• [Written task]: Repeat all of the material below exactly as written, images excluded.

• [Data block]:
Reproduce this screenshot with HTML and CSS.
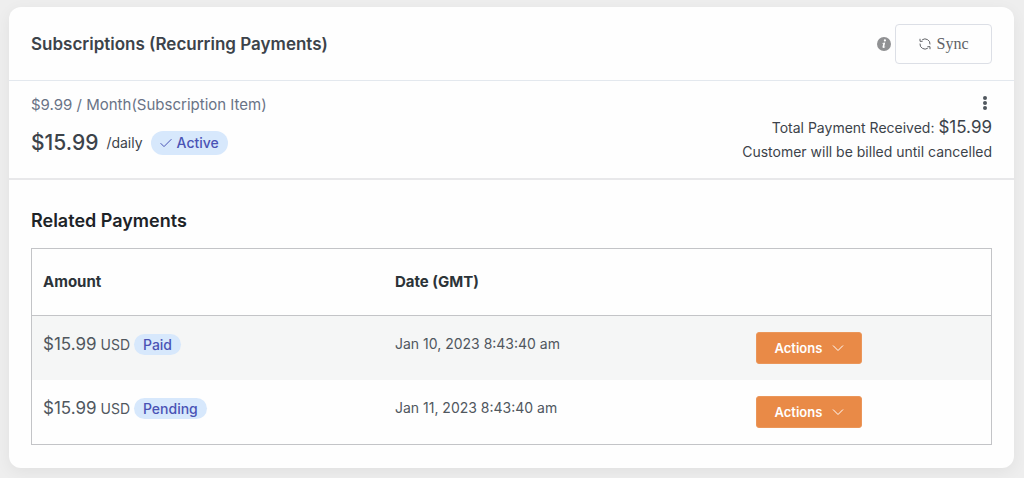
FILE: index.html
```
<!DOCTYPE html>
<html lang="en">

<head>
    <meta charset="UTF-8">
    <meta name="viewport" content="width=device-width, initial-scale=1.0">
    <title>Subscriptions</title>
    <link rel="stylesheet" href="styles.css">
</head>

<body>
    <main class="card">
        <header class="card-header">
            <h2 class="card-title">Subscriptions (Recurring Payments)</h2>
            <div class="header-actions">
                <svg class="info-icon" viewBox="0 0 14 14" aria-hidden="true">
                    <circle cx="7" cy="7" r="7" fill="#909193" />
                    <circle cx="7.9" cy="3.4" r="1.1" fill="#fff" />
                    <path d="M5.3 5.9L8.2 5.4L7.2 9.8L8.3 9.5L8.1 10.2Q5.2 11.9 5.5 9.8L6.3 6.5L5.2 6.4Z" fill="#fff" />
                </svg>
                <button class="sync-btn" type="button">
                    <svg class="sync-icon" viewBox="0 0 12 12" fill="none" stroke="#606266" aria-hidden="true">
                        <path d="M1 0.8V3.3H3.6M3.2 1.8A5 5 0 0 1 11 6.4M11 11.2V8.7H8.4M8.8 10.2A5 5 0 0 1 1 5.6" />
                    </svg>
                    Sync
                </button>
            </div>
        </header>

        <section class="subscription">
            <div class="plan">
                <p class="plan-name">$9.99 / Month(Subscription Item)</p>
                <div class="plan-price">
                    <span class="price">$15.99</span>
                    <span class="interval">/daily</span>
                    <span class="badge badge-active">
                        <svg class="check-icon" viewBox="0 0 12 10" fill="none" stroke="#4a53b5" aria-hidden="true">
                            <path d="M0.6 5.2L4 8.6L11.4 1.2" />
                        </svg>
                        Active
                    </span>
                </div>
            </div>
            <div class="summary">
                <button class="more-btn" type="button" aria-label="More">
                    <svg class="more-icon" viewBox="0 0 6 14" fill="#50575e" aria-hidden="true">
                        <circle cx="3" cy="2" r="2" />
                        <circle cx="3" cy="7" r="2" />
                        <circle cx="3" cy="12" r="2" />
                    </svg>
                </button>
                <p>Total Payment Received: <span class="total">$15.99</span></p>
                <p>Customer will be billed until cancelled</p>
            </div>
        </section>

        <section class="payments">
            <h3 class="payments-title">Related Payments</h3>
            <table class="payments-table">
                <thead>
                    <tr>
                        <th class="col-amount">Amount</th>
                        <th class="col-date">Date (GMT)</th>
                        <th></th>
                    </tr>
                </thead>
                <tbody>
                    <tr>
                        <td><span class="amount">$15.99</span> USD <span class="badge">Paid</span></td>
                        <td>Jan 10, 2023 8:43:40 am</td>
                        <td>
                            <button class="actions-btn" type="button">
                                Actions
                                <svg class="arrow-icon" viewBox="0 0 12 8" fill="none" stroke="#fff" aria-hidden="true">
                                    <path d="M1 1.5L6 6.5L11 1.5" />
                                </svg>
                            </button>
                        </td>
                    </tr>
                    <tr>
                        <td><span class="amount">$15.99</span> USD <span class="badge">Pending</span></td>
                        <td>Jan 11, 2023 8:43:40 am</td>
                        <td>
                            <button class="actions-btn" type="button">
                                Actions
                                <svg class="arrow-icon" viewBox="0 0 12 8" fill="none" stroke="#fff" aria-hidden="true">
                                    <path d="M1 1.5L6 6.5L11 1.5" />
                                </svg>
                            </button>
                        </td>
                    </tr>
                </tbody>
            </table>
        </section>
    </main>
</body>

</html>
```
FILE: styles.css
```
* {
    box-sizing: border-box;
}

body {
    margin: 0;
    padding: 7px 10px 10px 9px;
    background-color: #eeeeee;
    font-family: Inter, "Liberation Sans", sans-serif;
    font-size: 14px;
    line-height: 24px;
    color: #3c434a;
}

h2,
h3,
p {
    margin: 0;
}

button {
    font-family: inherit;
    cursor: pointer;
}

.card {
    background-color: #fefefe;
    border-radius: 12px;
    box-shadow: 0 4px 16px rgba(0, 0, 0, 0.06);
}

.card-header {
    display: flex;
    align-items: center;
    justify-content: space-between;
    padding: 17px 22px 16px;
    border-bottom: 1px solid #e3e8ee;
}

.card-title {
    font-size: 17px;
    font-weight: 600;
}

.header-actions {
    display: flex;
    align-items: center;
    gap: 4px;
}

.info-icon {
    width: 14px;
    height: 14px;
}

.sync-btn {
    display: flex;
    align-items: center;
    justify-content: center;
    gap: 6px;
    width: 97px;
    height: 40px;
    background-color: #fefefe;
    border: 1px solid #dcdfe6;
    border-radius: 4px;
    font-family: "Liberation Serif", serif;
    font-size: 16px;
    color: #606266;
}

.sync-icon {
    width: 12px;
    height: 12px;
}

/* subscription */
.subscription {
    display: flex;
    justify-content: space-between;
    padding: 12px 22px 14px;
    border-bottom: 2px solid #e8e8ea;
}

.plan-name {
    font-size: 15px;
    color: #697386;
}

.plan-price {
    display: flex;
    align-items: center;
    gap: 8px;
    margin-top: 14px;
}

.price {
    font-size: 21px;
    font-weight: 500;
}

.badge {
    display: inline-block;
    padding: 0 9px;
    background-color: #d7e8fc;
    border-radius: 12px;
    font-size: 14px;
    font-weight: 500;
    line-height: 21px;
    color: #4a53b5;
}

.badge-active {
    display: flex;
    align-items: center;
    gap: 5px;
    line-height: 24px;
}

.check-icon {
    width: 12px;
    height: 10px;
}

.summary {
    display: flex;
    flex-direction: column;
    align-items: flex-end;
}

.more-btn {
    display: flex;
    margin: 3px 4px 5px;
    padding: 0;
    background: none;
    border: none;
}

.more-icon {
    width: 6px;
    height: 14px;
}

.total {
    font-size: 17px;
}

/* related payments */
.payments {
    padding: 29px 22px 23px;
}

.payments-title {
    margin-bottom: 15px;
    font-size: 18px;
    font-weight: 600;
    color: #1d2327;
}

.payments-table {
    width: 100%;
    table-layout: fixed;
    border: 1px solid #c3c4c7;
    border-spacing: 0;
}

.payments-table th {
    padding: 21px 11px;
    border-bottom: 1px solid #c3c4c7;
    text-align: left;
    font-size: 15px;
    font-weight: 700;
    color: #2c3338;
}

.payments-table td {
    padding: 16px 11px;
    vertical-align: top;
    color: #50575e;
}

.payments-table tbody tr:nth-child(odd) {
    background-color: #f5f6f6;
}

.col-amount {
    width: 36.7%;
}

.col-date {
    width: 37.7%;
}

.amount {
    font-size: 17px;
}

.actions-btn {
    display: flex;
    align-items: center;
    gap: 10px;
    height: 32px;
    padding: 0 17px;
    background-color: #e98a47;
    border: 1px solid #eb9659;
    border-radius: 3px;
    font-size: 13px;
    font-weight: 600;
    color: #fff;
}

.arrow-icon {
    width: 12px;
    height: 8px;
}
```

• [Finished task]:
Reproduce this screenshot with HTML and CSS.
FILE: index.html
```
<!DOCTYPE html>
<html lang="en">

<head>
    <meta charset="UTF-8">
    <meta name="viewport" content="width=device-width, initial-scale=1.0">
    <title>Subscriptions</title>
    <link rel="stylesheet" href="styles.css">
</head>

<body>
    <main class="card">
        <header class="card-header">
            <h2 class="card-title">Subscriptions (Recurring Payments)</h2>
            <div class="header-actions">
                <svg class="info-icon" viewBox="0 0 14 14" aria-hidden="true">
                    <circle cx="7" cy="7" r="7" fill="#909193" />
                    <circle cx="7.9" cy="3.4" r="1.1" fill="#fff" />
                    <path d="M5.3 5.9L8.2 5.4L7.2 9.8L8.3 9.5L8.1 10.2Q5.2 11.9 5.5 9.8L6.3 6.5L5.2 6.4Z" fill="#fff" />
                </svg>
                <button class="sync-btn" type="button">
                    <svg class="sync-icon" viewBox="0 0 12 12" fill="none" stroke="#606266" aria-hidden="true">
                        <path d="M1 0.8V3.3H3.6M3.2 1.8A5 5 0 0 1 11 6.4M11 11.2V8.7H8.4M8.8 10.2A5 5 0 0 1 1 5.6" />
                    </svg>
                    Sync
                </button>
            </div>
        </header>

        <section class="subscription">
            <div class="plan">
                <p class="plan-name">$9.99 / Month(Subscription Item)</p>
                <div class="plan-price">
                    <span class="price">$15.99</span>
                    <span class="interval">/daily</span>
                    <span class="badge badge-active">
                        <svg class="check-icon" viewBox="0 0 12 10" fill="none" stroke="#4a53b5" aria-hidden="true">
                            <path d="M0.6 5.2L4 8.6L11.4 1.2" />
                        </svg>
                        Active
                    </span>
                </div>
            </div>
            <div class="summary">
                <button class="more-btn" type="button" aria-label="More">
                    <svg class="more-icon" viewBox="0 0 6 14" fill="#50575e" aria-hidden="true">
                        <circle cx="3" cy="2" r="2" />
                        <circle cx="3" cy="7" r="2" />
                        <circle cx="3" cy="12" r="2" />
                    </svg>
                </button>
                <p>Total Payment Received: <span class="total">$15.99</span></p>
                <p>Customer will be billed until cancelled</p>
            </div>
        </section>

        <section class="payments">
            <h3 class="payments-title">Related Payments</h3>
            <table class="payments-table">
                <thead>
                    <tr>
                        <th class="col-amount">Amount</th>
                        <th class="col-date">Date (GMT)</th>
                        <th></th>
                    </tr>
                </thead>
                <tbody>
                    <tr>
                        <td><span class="amount">$15.99</span> USD <span class="badge">Paid</span></td>
                        <td>Jan 10, 2023 8:43:40 am</td>
                        <td>
                            <button class="actions-btn" type="button">
                                Actions
                                <svg class="arrow-icon" viewBox="0 0 12 8" fill="none" stroke="#fff" aria-hidden="true">
                                    <path d="M1 1.5L6 6.5L11 1.5" />
                                </svg>
                            </button>
                        </td>
                    </tr>
                    <tr>
                        <td><span class="amount">$15.99</span> USD <span class="badge">Pending</span></td>
                        <td>Jan 11, 2023 8:43:40 am</td>
                        <td>
                            <button class="actions-btn" type="button">
                                Actions
                                <svg class="arrow-icon" viewBox="0 0 12 8" fill="none" stroke="#fff" aria-hidden="true">
                                    <path d="M1 1.5L6 6.5L11 1.5" />
                                </svg>
                            </button>
                        </td>
                    </tr>
                </tbody>
            </table>
        </section>
    </main>
</body>

</html>
```
FILE: styles.css
```
* {
    box-sizing: border-box;
}

body {
    margin: 0;
    padding: 7px 10px 10px 9px;
    background-color: #eeeeee;
    font-family: Inter, "Liberation Sans", sans-serif;
    font-size: 14px;
    line-height: 24px;
    color: #3c434a;
}

h2,
h3,
p {
    margin: 0;
}

button {
    font-family: inherit;
    cursor: pointer;
}

.card {
    background-color: #fefefe;
    border-radius: 12px;
    box-shadow: 0 4px 16px rgba(0, 0, 0, 0.06);
}

.card-header {
    display: flex;
    align-items: center;
    justify-content: space-between;
    padding: 17px 22px 16px;
    border-bottom: 1px solid #e3e8ee;
}

.card-title {
    font-size: 17px;
    font-weight: 600;
}

.header-actions {
    display: flex;
    align-items: center;
    gap: 4px;
}

.info-icon {
    width: 14px;
    height: 14px;
}

.sync-btn {
    display: flex;
    align-items: center;
    justify-content: center;
    gap: 6px;
    width: 97px;
    height: 40px;
    background-color: #fefefe;
    border: 1px solid #dcdfe6;
    border-radius: 4px;
    font-family: "Liberation Serif", serif;
    font-size: 16px;
    color: #606266;
}

.sync-icon {
    width: 12px;
    height: 12px;
}

/* subscription */
.subscription {
    display: flex;
    justify-content: space-between;
    padding: 12px 22px 14px;
    border-bottom: 2px solid #e8e8ea;
}

.plan-name {
    font-size: 15px;
    color: #697386;
}

.plan-price {
    display: flex;
    align-items: center;
    gap: 8px;
    margin-top: 14px;
}

.price {
    font-size: 21px;
    font-weight: 500;
}

.badge {
    display: inline-block;
    padding: 0 9px;
    background-color: #d7e8fc;
    border-radius: 12px;
    font-size: 14px;
    font-weight: 500;
    line-height: 21px;
    color: #4a53b5;
}

.badge-active {
    display: flex;
    align-items: center;
    gap: 5px;
    line-height: 24px;
}

.check-icon {
    width: 12px;
    height: 10px;
}

.summary {
    display: flex;
    flex-direction: column;
    align-items: flex-end;
}

.more-btn {
    display: flex;
    margin: 3px 4px 5px;
    padding: 0;
    background: none;
    border: none;
}

.more-icon {
    width: 6px;
    height: 14px;
}

.total {
    font-size: 17px;
}

/* related payments */
.payments {
    padding: 29px 22px 23px;
}

.payments-title {
    margin-bottom: 15px;
    font-size: 18px;
    font-weight: 600;
    color: #1d2327;
}

.payments-table {
    width: 100%;
    table-layout: fixed;
    border: 1px solid #c3c4c7;
    border-spacing: 0;
}

.payments-table th {
    padding: 21px 11px;
    border-bottom: 1px solid #c3c4c7;
    text-align: left;
    font-size: 15px;
    font-weight: 700;
    color: #2c3338;
}

.payments-table td {
    padding: 16px 11px;
    vertical-align: top;
    color: #50575e;
}

.payments-table tbody tr:nth-child(odd) {
    background-color: #f5f6f6;
}

.col-amount {
    width: 36.7%;
}

.col-date {
    width: 37.7%;
}

.amount {
    font-size: 17px;
}

.actions-btn {
    display: flex;
    align-items: center;
    gap: 10px;
    height: 32px;
    padding: 0 17px;
    background-color: #e98a47;
    border: 1px solid #eb9659;
    border-radius: 3px;
    font-size: 13px;
    font-weight: 600;
    color: #fff;
}

.arrow-icon {
    width: 12px;
    height: 8px;
}
```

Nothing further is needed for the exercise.